Congress's outreach programme overseas has been as eventful as Modi's dos on foreign soil, and after seeing what has happened so far, both parties can't be absolved of targetting each other in front of Indian diaspora, students and journalists. If Modi caught the eyes of the world while addressing well-oiled events, Rahul, too, has emerged as a hero in India and abroad, as he spoke his mind.


The Rahul narrative
Controversies don't leave Rahul as he goes on speaking at will. His statement on the 1984 Delhi riots that absolved the Congress of its role in the bloodbath invited the ire of the Sikh community and the BJP. The debate that the 'RSS-is-like-Muslim-Brotherhood' had started and ended prematurely, and Congress leaders had to defend their president in a potentially serious political matter.


But that doesn't distance Rahul from his primary narrative. When the BJP government didn't look troubled because of a sustained campaign over alleged corruption cases, such as the defence deal, the Congress president chose a different route to take his fight into the BJP camp. He attacked the opponent's ideology, calling it 'Vicharon Ki Ladai'. He talked how alienated sections of the society could be rescued through constitutional methods.

He wants to reach out to farmers to know what they want as a policy. He even says an uneducated farmer could beat the sectoral experts when it comes to recommending a change to the agriculture policy. He says it all, unmindful of a predictive question: did his party's successive governments not connect with farmers, and why did they fail in arresting farmers' suicides even after doling out the biggest loan waiver?

Further, Rahul discusses how institutional impetus could sew together the socially split India. He also questions why violence has become a way of expression, reminding people how he had felt bad when the body of the mastermind of his father's assassination was deformed, and how his family had forgiven the assassins. But then he forgets to seek the forgiveness of the Sikh community, as his mother and former PM Manmohan Singh did in the past. That is where his narrative falls short on effectiveness.

He also evades a question on the Doklam issue saying that he does not have details. One may say he does not want to portray himself as a 'know-it-all leader', and tries to remain honest, even as he is ridiculed as 'Pappu'. This could be seen as a rare virtue when we have an opinion on any matter under the sun.

Not in hurry to be PM?
Has Rahul realised his limitations to stake claim to PM's office after the next general polls in view of his party's weakness and advent of regional outfits? Or does he see the BJP coming to power yet again to give him another five years to consolidate as the leader of Opposition, who could establish the Congress as the only alternative to the ruling party?
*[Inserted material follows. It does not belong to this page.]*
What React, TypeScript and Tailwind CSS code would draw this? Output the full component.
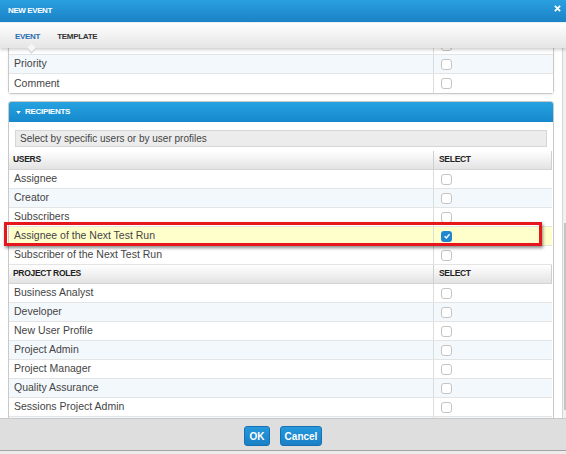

Questions were asked when Rahul was frank in admitting in London he doesn't have a vision of becoming PM, and the leadership would be decided after Opposition had BJP and RSS pushed back in the polls. "I view myself fighting an ideological battle. This is the change come in me after 2014," he told the Indian Journalists' Association. That underlines his primary narrative, which he probably thinks will take more time to woo the voters.

Veterans in the Congress recall that Rahul wasn't ready to take up the leadership in 2014 because he was upset with the way his party leaders had been showing their arrogant side. Now, when the Congress has been projecting him as the next PM, Rahul faces the charge of family politics. He says no person from his family has been in power after his father's death some 29 years ago. But who would buy that argument? The family's indirect control of the government was always there.

Rahul has started preparing for the do-or-die battle. He has been revamping the party organisation. The latest move has come in the formation of important committees that will look after coordination, manifesto and publicity for the next elections. Old horses continue to hold sway, with a veteran Ahmed Patel having been given the job of treasurer. For a change, some leaders who were accused of wearing arrogance on their sleeves have been kept away.

The scion of the erstwhile champion family has just intensified the sparring.